Work required> The exercise asks you to copy every line below in which "styled" appears.

━━━━━ Data ━━━━━

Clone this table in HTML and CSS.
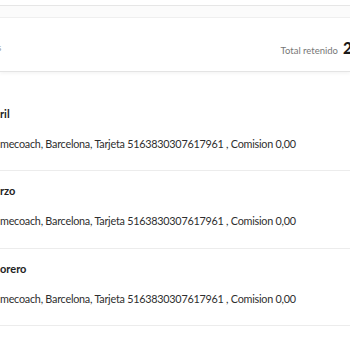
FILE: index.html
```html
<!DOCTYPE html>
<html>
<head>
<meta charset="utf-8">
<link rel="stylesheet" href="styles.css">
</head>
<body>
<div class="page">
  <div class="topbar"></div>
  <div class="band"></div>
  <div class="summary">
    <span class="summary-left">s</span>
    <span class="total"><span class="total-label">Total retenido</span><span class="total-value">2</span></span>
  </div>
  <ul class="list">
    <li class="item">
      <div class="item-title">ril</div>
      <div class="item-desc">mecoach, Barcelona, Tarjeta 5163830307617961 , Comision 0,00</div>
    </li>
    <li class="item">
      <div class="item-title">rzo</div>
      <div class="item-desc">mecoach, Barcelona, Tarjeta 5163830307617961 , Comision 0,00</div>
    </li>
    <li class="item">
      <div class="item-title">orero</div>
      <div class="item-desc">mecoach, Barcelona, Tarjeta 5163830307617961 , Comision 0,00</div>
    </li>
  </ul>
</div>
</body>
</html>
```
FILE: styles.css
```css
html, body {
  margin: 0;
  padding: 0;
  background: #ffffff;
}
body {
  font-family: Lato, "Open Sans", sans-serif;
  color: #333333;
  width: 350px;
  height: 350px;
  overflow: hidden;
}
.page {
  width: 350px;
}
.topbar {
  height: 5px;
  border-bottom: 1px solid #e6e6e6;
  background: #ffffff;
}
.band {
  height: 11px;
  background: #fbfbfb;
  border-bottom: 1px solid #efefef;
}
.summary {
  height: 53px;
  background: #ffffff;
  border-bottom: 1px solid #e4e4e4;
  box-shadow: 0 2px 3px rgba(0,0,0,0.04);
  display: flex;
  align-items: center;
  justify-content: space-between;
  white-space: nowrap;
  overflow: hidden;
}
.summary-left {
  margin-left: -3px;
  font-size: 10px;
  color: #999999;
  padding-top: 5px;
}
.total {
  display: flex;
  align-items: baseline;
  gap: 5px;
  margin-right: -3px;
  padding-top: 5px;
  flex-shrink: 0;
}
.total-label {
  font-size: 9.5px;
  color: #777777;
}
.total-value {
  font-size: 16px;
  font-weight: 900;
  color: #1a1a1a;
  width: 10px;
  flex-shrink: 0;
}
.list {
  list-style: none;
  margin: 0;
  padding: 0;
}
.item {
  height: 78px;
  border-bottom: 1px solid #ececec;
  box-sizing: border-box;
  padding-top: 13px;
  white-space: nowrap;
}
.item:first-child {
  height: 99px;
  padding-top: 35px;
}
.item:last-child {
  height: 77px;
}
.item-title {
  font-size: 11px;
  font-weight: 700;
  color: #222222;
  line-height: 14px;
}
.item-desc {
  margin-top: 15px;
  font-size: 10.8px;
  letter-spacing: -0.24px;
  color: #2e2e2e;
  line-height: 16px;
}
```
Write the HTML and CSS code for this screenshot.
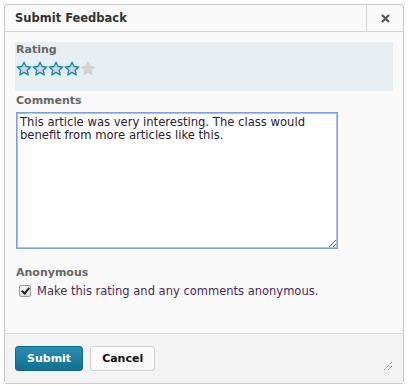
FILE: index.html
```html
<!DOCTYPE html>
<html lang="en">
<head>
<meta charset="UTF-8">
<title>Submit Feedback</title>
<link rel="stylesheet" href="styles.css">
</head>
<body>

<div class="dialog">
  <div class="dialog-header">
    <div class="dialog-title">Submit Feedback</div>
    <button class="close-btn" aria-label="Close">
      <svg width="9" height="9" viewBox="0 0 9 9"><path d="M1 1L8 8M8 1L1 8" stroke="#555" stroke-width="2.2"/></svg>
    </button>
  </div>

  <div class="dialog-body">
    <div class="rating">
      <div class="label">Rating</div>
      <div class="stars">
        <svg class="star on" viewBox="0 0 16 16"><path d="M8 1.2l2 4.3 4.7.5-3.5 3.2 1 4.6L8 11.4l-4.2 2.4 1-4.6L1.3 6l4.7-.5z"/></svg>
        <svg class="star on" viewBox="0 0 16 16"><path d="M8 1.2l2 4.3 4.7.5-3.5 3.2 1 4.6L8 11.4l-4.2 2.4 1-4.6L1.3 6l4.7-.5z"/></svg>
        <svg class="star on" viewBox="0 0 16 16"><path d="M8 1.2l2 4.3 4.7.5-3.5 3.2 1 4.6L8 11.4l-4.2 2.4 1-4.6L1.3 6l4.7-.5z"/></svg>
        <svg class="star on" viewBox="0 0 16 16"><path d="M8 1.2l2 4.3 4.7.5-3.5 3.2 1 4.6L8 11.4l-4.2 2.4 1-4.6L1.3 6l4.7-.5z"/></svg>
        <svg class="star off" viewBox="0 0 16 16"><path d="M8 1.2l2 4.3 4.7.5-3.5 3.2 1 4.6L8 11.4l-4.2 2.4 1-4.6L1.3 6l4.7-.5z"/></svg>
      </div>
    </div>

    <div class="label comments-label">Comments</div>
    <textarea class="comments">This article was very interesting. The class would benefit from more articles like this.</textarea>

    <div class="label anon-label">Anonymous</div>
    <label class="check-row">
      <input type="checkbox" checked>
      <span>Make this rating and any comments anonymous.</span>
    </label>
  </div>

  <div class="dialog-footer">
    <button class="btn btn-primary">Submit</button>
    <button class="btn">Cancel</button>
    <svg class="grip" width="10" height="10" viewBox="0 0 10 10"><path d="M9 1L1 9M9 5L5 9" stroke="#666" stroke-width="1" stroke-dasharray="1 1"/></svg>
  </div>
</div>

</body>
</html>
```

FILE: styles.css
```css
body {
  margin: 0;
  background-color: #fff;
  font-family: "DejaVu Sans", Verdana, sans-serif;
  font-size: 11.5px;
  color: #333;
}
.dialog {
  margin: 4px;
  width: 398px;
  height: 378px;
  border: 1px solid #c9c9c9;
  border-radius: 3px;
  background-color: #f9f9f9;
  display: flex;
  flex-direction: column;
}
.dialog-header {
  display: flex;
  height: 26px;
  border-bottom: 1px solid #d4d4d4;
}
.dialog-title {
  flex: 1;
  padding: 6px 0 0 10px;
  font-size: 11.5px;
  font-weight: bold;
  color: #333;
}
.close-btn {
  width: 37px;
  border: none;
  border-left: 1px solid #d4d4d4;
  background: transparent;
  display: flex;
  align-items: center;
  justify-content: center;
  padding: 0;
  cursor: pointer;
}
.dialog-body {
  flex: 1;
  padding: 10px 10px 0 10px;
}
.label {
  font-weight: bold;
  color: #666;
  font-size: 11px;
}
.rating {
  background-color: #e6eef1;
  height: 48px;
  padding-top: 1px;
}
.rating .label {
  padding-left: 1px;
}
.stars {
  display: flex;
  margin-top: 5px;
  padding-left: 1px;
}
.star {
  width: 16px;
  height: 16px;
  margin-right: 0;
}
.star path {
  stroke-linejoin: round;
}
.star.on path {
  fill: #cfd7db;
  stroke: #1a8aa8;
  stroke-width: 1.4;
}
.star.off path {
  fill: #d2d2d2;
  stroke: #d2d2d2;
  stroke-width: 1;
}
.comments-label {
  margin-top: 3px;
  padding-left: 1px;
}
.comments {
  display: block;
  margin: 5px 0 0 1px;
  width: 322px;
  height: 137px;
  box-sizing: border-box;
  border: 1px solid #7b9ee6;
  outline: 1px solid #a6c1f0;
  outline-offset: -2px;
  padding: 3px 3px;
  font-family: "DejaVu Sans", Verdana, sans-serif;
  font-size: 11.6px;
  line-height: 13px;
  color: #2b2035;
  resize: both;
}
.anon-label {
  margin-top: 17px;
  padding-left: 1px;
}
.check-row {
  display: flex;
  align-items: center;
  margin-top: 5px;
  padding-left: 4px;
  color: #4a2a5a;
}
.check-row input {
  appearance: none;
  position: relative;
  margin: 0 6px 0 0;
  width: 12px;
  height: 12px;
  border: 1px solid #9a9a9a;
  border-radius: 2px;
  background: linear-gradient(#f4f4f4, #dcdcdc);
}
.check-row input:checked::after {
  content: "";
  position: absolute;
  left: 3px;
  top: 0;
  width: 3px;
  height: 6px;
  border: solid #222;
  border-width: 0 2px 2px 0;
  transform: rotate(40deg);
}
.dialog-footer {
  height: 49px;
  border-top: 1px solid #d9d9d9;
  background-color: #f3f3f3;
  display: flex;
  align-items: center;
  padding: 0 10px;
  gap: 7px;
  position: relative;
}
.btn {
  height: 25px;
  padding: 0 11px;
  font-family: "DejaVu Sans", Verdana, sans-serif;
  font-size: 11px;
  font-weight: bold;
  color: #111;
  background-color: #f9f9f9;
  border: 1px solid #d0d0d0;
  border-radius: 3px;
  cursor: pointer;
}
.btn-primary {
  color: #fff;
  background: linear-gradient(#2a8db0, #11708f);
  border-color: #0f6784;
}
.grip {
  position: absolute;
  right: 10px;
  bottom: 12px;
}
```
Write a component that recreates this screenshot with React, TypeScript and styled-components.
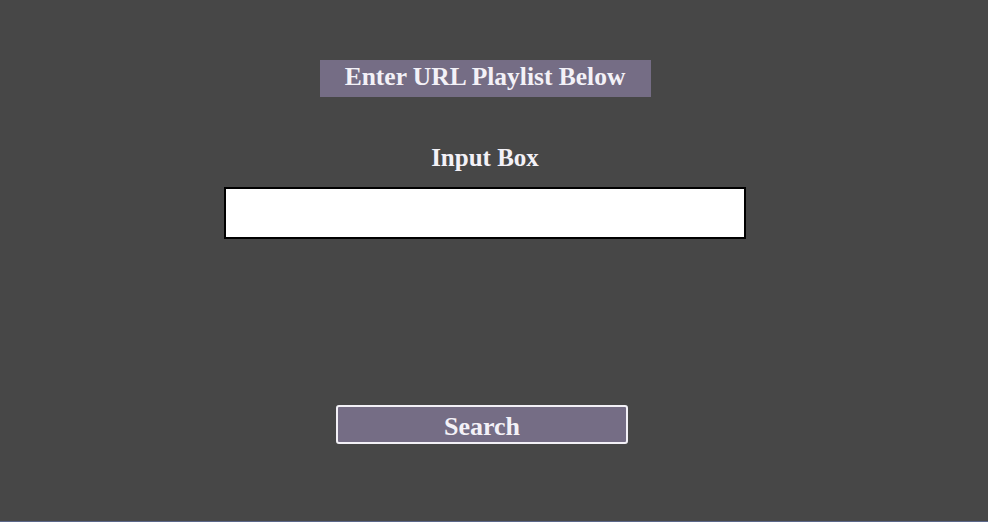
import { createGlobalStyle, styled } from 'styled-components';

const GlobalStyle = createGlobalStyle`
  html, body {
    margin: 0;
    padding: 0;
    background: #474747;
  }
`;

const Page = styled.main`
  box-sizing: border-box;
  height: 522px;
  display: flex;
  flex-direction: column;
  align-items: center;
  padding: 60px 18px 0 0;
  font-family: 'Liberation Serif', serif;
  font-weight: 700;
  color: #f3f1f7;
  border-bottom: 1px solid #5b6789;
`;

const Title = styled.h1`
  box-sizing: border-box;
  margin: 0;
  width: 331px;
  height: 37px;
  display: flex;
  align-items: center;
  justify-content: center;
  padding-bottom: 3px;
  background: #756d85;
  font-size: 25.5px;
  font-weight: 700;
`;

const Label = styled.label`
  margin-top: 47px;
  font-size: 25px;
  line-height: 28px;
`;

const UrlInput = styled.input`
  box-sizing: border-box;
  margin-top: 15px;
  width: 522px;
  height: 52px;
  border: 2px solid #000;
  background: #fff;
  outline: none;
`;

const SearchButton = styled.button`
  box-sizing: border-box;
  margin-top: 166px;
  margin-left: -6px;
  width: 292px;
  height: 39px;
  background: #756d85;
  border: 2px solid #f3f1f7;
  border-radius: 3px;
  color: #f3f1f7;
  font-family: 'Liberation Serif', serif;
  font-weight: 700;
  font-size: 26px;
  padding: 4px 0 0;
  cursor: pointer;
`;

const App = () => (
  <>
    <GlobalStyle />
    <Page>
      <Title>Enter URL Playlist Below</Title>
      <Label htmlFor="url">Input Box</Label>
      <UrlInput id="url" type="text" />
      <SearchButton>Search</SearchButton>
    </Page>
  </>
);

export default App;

━━━━━

Response to the task>
Write a component that recreates this screenshot with React, TypeScript and styled-components.
import { createGlobalStyle, styled } from 'styled-components';
const Page = styled.main`
const Title = styled.h1`
const Label = styled.label`
const UrlInput = styled.input`
const SearchButton = styled.button`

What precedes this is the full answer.